Agriculture et territoire : réinventer le lien
Pour le géographe, « dans un pays comme la France, il est absurde d’avoir des projets de territoire sans projet agricole. Mais la question doit être abordée dans sa globalité, en prenant en compte les attentes, les besoins et les usagers, notamment les usagers fonciers, parmi lesquels l’agriculteur est un acteur clé. Cependant, il persiste une séparation entre les mondes de l’urbanisme et de l’agriculture : lorsqu’on parle d’urbanisme, les agriculteurs sont rarement impliqués, et inversement, lorsqu’on traite des questions agricoles, la société urbaine est absente. Ce manque de dialogue génère souvent de l’amertume » , remarque-t-il. Pour le chercheur, il est crucial de réunir tous les acteurs, urbains comme agricoles, pour promouvoir un développement durable et un partage équitable du foncier, d’autant plus dans un monde agricole en crise. « Si on ne reterritorialise pas le projet agricole : le bateau coulera avec ses passagers.

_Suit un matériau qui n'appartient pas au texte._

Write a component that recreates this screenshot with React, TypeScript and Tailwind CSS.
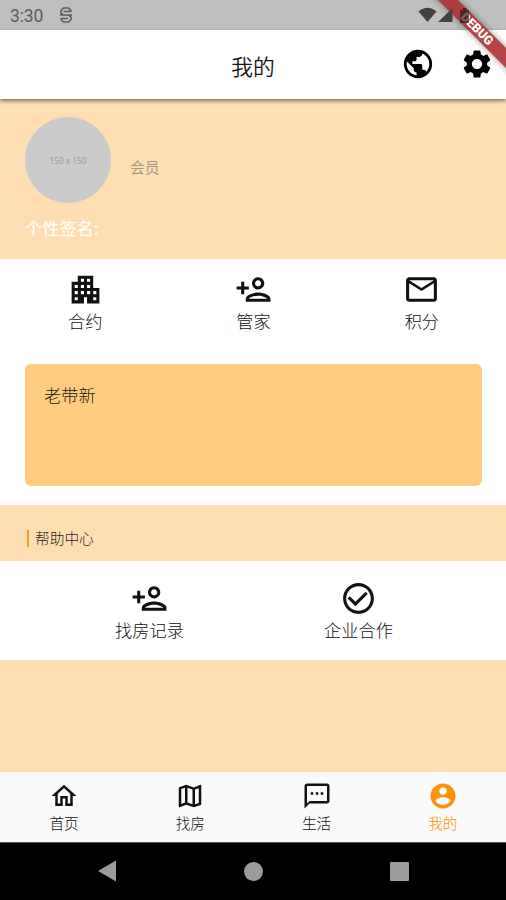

Car c’est le bateau d’une agriculture qui a trop divorcé avec le projet local et avec le projet territorial et qui a fait de l’agriculture, une aventure économique mondialisée trop déliée du reste », martèle-t-il. Pour cela, une des solutions, selon lui, viendra en « suivant le même processus que dans d’autres secteurs, comme l’éducation ou l’hôpital, où des communautés territoriales ont été créées », afin de mieux coordonner les efforts entre tous et prévenir les conflits, notamment autour du partage de la ressource en eau ou de l’usage des phytosanitaires.